- **Supplied information**:
>> BEGIN
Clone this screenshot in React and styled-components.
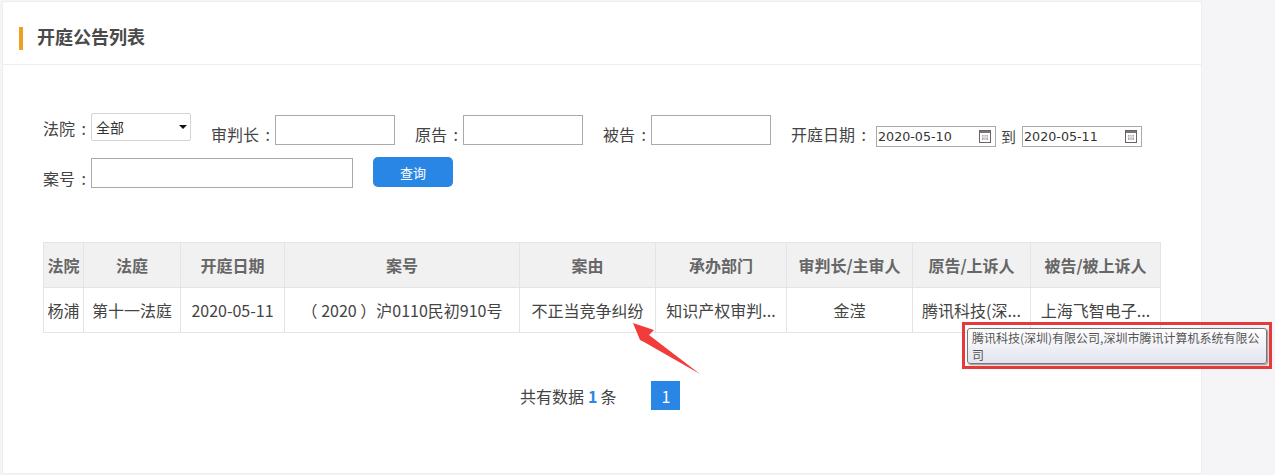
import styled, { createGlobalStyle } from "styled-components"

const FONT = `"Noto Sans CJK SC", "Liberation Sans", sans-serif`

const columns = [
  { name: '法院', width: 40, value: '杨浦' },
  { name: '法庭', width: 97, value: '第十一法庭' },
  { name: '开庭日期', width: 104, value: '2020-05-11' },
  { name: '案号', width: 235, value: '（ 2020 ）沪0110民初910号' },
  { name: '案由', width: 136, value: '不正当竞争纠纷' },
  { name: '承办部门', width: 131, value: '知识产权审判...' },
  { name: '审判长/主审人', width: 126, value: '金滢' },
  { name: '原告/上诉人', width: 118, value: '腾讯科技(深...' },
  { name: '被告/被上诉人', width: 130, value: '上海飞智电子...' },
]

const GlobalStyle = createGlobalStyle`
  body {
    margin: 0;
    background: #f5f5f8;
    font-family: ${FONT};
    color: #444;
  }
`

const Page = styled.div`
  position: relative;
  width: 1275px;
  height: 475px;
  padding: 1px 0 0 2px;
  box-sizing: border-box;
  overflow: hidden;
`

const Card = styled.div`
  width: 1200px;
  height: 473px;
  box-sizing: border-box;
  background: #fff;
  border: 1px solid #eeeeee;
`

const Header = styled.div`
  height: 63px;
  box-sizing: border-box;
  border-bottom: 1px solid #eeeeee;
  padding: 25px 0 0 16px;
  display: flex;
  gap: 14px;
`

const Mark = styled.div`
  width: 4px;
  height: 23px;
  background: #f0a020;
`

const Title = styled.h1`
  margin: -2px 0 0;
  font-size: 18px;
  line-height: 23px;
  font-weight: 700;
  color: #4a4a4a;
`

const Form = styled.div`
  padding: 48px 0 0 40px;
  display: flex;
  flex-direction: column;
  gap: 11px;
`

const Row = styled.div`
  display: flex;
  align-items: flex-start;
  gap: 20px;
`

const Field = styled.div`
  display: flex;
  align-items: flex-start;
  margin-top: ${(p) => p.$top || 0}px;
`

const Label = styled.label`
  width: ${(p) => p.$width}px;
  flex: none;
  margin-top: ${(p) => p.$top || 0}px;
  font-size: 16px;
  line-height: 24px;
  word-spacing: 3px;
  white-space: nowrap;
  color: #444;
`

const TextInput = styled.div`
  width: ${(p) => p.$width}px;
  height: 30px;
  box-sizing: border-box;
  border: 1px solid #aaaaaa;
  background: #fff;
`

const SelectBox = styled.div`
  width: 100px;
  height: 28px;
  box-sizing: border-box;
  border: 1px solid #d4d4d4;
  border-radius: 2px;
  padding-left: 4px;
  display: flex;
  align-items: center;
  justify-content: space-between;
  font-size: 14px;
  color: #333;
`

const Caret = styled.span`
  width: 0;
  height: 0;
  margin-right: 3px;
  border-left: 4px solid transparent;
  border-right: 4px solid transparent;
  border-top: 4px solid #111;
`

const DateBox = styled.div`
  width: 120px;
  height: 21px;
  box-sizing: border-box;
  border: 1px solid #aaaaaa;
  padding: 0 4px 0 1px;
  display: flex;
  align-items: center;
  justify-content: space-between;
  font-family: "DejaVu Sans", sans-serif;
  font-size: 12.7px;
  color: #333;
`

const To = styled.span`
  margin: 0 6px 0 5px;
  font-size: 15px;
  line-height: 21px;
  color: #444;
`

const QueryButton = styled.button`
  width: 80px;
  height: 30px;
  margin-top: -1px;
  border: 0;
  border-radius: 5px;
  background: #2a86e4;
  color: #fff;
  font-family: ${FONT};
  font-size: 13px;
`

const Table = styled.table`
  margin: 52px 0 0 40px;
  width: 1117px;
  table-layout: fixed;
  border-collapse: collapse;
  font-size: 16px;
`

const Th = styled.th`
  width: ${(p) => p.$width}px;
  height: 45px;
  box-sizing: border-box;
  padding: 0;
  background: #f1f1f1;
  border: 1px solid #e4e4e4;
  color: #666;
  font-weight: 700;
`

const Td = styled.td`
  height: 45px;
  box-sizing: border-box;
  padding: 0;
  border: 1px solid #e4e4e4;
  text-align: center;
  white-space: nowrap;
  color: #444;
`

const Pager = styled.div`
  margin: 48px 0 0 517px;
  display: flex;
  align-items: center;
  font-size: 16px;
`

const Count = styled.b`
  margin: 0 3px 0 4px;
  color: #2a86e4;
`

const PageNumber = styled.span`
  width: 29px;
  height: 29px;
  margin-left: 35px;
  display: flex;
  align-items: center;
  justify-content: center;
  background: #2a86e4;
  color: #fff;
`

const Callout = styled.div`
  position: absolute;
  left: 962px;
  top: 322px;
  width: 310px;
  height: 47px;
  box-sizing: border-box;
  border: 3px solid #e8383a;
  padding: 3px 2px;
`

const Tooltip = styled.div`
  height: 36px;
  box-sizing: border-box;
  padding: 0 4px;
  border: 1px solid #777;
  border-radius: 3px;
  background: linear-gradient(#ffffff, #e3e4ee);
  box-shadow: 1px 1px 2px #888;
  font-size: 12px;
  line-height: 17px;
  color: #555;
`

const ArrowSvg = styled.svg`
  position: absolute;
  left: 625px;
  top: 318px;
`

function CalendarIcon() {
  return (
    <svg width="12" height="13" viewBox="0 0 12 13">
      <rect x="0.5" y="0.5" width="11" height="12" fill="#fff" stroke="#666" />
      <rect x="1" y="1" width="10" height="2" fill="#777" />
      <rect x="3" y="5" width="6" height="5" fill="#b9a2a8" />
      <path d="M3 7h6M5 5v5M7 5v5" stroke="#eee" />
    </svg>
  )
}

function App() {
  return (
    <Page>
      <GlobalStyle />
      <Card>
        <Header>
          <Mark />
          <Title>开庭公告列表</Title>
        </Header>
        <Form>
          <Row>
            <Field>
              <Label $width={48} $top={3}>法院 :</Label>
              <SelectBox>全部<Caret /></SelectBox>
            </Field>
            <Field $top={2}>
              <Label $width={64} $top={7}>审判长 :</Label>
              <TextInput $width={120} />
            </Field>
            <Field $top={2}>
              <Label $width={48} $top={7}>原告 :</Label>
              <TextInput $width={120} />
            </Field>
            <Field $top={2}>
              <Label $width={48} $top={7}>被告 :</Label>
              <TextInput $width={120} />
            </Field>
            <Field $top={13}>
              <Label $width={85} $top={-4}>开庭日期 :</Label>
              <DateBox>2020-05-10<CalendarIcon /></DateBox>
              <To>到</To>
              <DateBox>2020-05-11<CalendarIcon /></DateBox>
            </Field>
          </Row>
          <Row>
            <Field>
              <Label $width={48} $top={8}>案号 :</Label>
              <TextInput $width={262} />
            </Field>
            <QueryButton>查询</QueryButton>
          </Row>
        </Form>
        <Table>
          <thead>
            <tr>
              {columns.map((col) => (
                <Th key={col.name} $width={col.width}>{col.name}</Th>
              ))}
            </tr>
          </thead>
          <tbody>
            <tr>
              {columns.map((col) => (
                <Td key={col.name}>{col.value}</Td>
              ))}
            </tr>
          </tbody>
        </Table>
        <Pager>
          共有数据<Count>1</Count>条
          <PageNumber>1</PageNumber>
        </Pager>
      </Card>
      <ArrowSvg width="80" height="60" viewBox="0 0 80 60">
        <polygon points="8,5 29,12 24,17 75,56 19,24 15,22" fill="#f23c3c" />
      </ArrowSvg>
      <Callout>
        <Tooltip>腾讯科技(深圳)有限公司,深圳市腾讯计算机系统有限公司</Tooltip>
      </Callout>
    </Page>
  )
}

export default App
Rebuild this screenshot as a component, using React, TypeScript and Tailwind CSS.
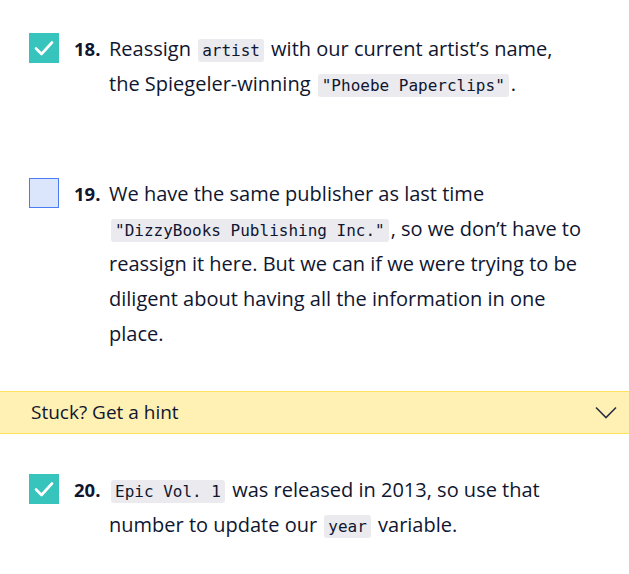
>> END
All the records need to be repeated exactly, with the images dropped.

Clone this screenshot in React and styled-components.
import styled, { createGlobalStyle } from "styled-components"

const FONT = `"Noto Sans CJK SC", "Liberation Sans", sans-serif`

const columns = [
  { name: '法院', width: 40, value: '杨浦' },
  { name: '法庭', width: 97, value: '第十一法庭' },
  { name: '开庭日期', width: 104, value: '2020-05-11' },
  { name: '案号', width: 235, value: '（ 2020 ）沪0110民初910号' },
  { name: '案由', width: 136, value: '不正当竞争纠纷' },
  { name: '承办部门', width: 131, value: '知识产权审判...' },
  { name: '审判长/主审人', width: 126, value: '金滢' },
  { name: '原告/上诉人', width: 118, value: '腾讯科技(深...' },
  { name: '被告/被上诉人', width: 130, value: '上海飞智电子...' },
]

const GlobalStyle = createGlobalStyle`
  body {
    margin: 0;
    background: #f5f5f8;
    font-family: ${FONT};
    color: #444;
  }
`

const Page = styled.div`
  position: relative;
  width: 1275px;
  height: 475px;
  padding: 1px 0 0 2px;
  box-sizing: border-box;
  overflow: hidden;
`

const Card = styled.div`
  width: 1200px;
  height: 473px;
  box-sizing: border-box;
  background: #fff;
  border: 1px solid #eeeeee;
`

const Header = styled.div`
  height: 63px;
  box-sizing: border-box;
  border-bottom: 1px solid #eeeeee;
  padding: 25px 0 0 16px;
  display: flex;
  gap: 14px;
`

const Mark = styled.div`
  width: 4px;
  height: 23px;
  background: #f0a020;
`

const Title = styled.h1`
  margin: -2px 0 0;
  font-size: 18px;
  line-height: 23px;
  font-weight: 700;
  color: #4a4a4a;
`

const Form = styled.div`
  padding: 48px 0 0 40px;
  display: flex;
  flex-direction: column;
  gap: 11px;
`

const Row = styled.div`
  display: flex;
  align-items: flex-start;
  gap: 20px;
`

const Field = styled.div`
  display: flex;
  align-items: flex-start;
  margin-top: ${(p) => p.$top || 0}px;
`

const Label = styled.label`
  width: ${(p) => p.$width}px;
  flex: none;
  margin-top: ${(p) => p.$top || 0}px;
  font-size: 16px;
  line-height: 24px;
  word-spacing: 3px;
  white-space: nowrap;
  color: #444;
`

const TextInput = styled.div`
  width: ${(p) => p.$width}px;
  height: 30px;
  box-sizing: border-box;
  border: 1px solid #aaaaaa;
  background: #fff;
`

const SelectBox = styled.div`
  width: 100px;
  height: 28px;
  box-sizing: border-box;
  border: 1px solid #d4d4d4;
  border-radius: 2px;
  padding-left: 4px;
  display: flex;
  align-items: center;
  justify-content: space-between;
  font-size: 14px;
  color: #333;
`

const Caret = styled.span`
  width: 0;
  height: 0;
  margin-right: 3px;
  border-left: 4px solid transparent;
  border-right: 4px solid transparent;
  border-top: 4px solid #111;
`

const DateBox = styled.div`
  width: 120px;
  height: 21px;
  box-sizing: border-box;
  border: 1px solid #aaaaaa;
  padding: 0 4px 0 1px;
  display: flex;
  align-items: center;
  justify-content: space-between;
  font-family: "DejaVu Sans", sans-serif;
  font-size: 12.7px;
  color: #333;
`

const To = styled.span`
  margin: 0 6px 0 5px;
  font-size: 15px;
  line-height: 21px;
  color: #444;
`

const QueryButton = styled.button`
  width: 80px;
  height: 30px;
  margin-top: -1px;
  border: 0;
  border-radius: 5px;
  background: #2a86e4;
  color: #fff;
  font-family: ${FONT};
  font-size: 13px;
`

const Table = styled.table`
  margin: 52px 0 0 40px;
  width: 1117px;
  table-layout: fixed;
  border-collapse: collapse;
  font-size: 16px;
`

const Th = styled.th`
  width: ${(p) => p.$width}px;
  height: 45px;
  box-sizing: border-box;
  padding: 0;
  background: #f1f1f1;
  border: 1px solid #e4e4e4;
  color: #666;
  font-weight: 700;
`

const Td = styled.td`
  height: 45px;
  box-sizing: border-box;
  padding: 0;
  border: 1px solid #e4e4e4;
  text-align: center;
  white-space: nowrap;
  color: #444;
`

const Pager = styled.div`
  margin: 48px 0 0 517px;
  display: flex;
  align-items: center;
  font-size: 16px;
`

const Count = styled.b`
  margin: 0 3px 0 4px;
  color: #2a86e4;
`

const PageNumber = styled.span`
  width: 29px;
  height: 29px;
  margin-left: 35px;
  display: flex;
  align-items: center;
  justify-content: center;
  background: #2a86e4;
  color: #fff;
`

const Callout = styled.div`
  position: absolute;
  left: 962px;
  top: 322px;
  width: 310px;
  height: 47px;
  box-sizing: border-box;
  border: 3px solid #e8383a;
  padding: 3px 2px;
`

const Tooltip = styled.div`
  height: 36px;
  box-sizing: border-box;
  padding: 0 4px;
  border: 1px solid #777;
  border-radius: 3px;
  background: linear-gradient(#ffffff, #e3e4ee);
  box-shadow: 1px 1px 2px #888;
  font-size: 12px;
  line-height: 17px;
  color: #555;
`

const ArrowSvg = styled.svg`
  position: absolute;
  left: 625px;
  top: 318px;
`

function CalendarIcon() {
  return (
    <svg width="12" height="13" viewBox="0 0 12 13">
      <rect x="0.5" y="0.5" width="11" height="12" fill="#fff" stroke="#666" />
      <rect x="1" y="1" width="10" height="2" fill="#777" />
      <rect x="3" y="5" width="6" height="5" fill="#b9a2a8" />
      <path d="M3 7h6M5 5v5M7 5v5" stroke="#eee" />
    </svg>
  )
}

function App() {
  return (
    <Page>
      <GlobalStyle />
      <Card>
        <Header>
          <Mark />
          <Title>开庭公告列表</Title>
        </Header>
        <Form>
          <Row>
            <Field>
              <Label $width={48} $top={3}>法院 :</Label>
              <SelectBox>全部<Caret /></SelectBox>
            </Field>
            <Field $top={2}>
              <Label $width={64} $top={7}>审判长 :</Label>
              <TextInput $width={120} />
            </Field>
            <Field $top={2}>
              <Label $width={48} $top={7}>原告 :</Label>
              <TextInput $width={120} />
            </Field>
            <Field $top={2}>
              <Label $width={48} $top={7}>被告 :</Label>
              <TextInput $width={120} />
            </Field>
            <Field $top={13}>
              <Label $width={85} $top={-4}>开庭日期 :</Label>
              <DateBox>2020-05-10<CalendarIcon /></DateBox>
              <To>到</To>
              <DateBox>2020-05-11<CalendarIcon /></DateBox>
            </Field>
          </Row>
          <Row>
            <Field>
              <Label $width={48} $top={8}>案号 :</Label>
              <TextInput $width={262} />
            </Field>
            <QueryButton>查询</QueryButton>
          </Row>
        </Form>
        <Table>
          <thead>
            <tr>
              {columns.map((col) => (
                <Th key={col.name} $width={col.width}>{col.name}</Th>
              ))}
            </tr>
          </thead>
          <tbody>
            <tr>
              {columns.map((col) => (
                <Td key={col.name}>{col.value}</Td>
              ))}
            </tr>
          </tbody>
        </Table>
        <Pager>
          共有数据<Count>1</Count>条
          <PageNumber>1</PageNumber>
        </Pager>
      </Card>
      <ArrowSvg width="80" height="60" viewBox="0 0 80 60">
        <polygon points="8,5 29,12 24,17 75,56 19,24 15,22" fill="#f23c3c" />
      </ArrowSvg>
      <Callout>
        <Tooltip>腾讯科技(深圳)有限公司,深圳市腾讯计算机系统有限公司</Tooltip>
      </Callout>
    </Page>
  )
}

export default App
Rebuild this screenshot as a component, using React, TypeScript and Tailwind CSS.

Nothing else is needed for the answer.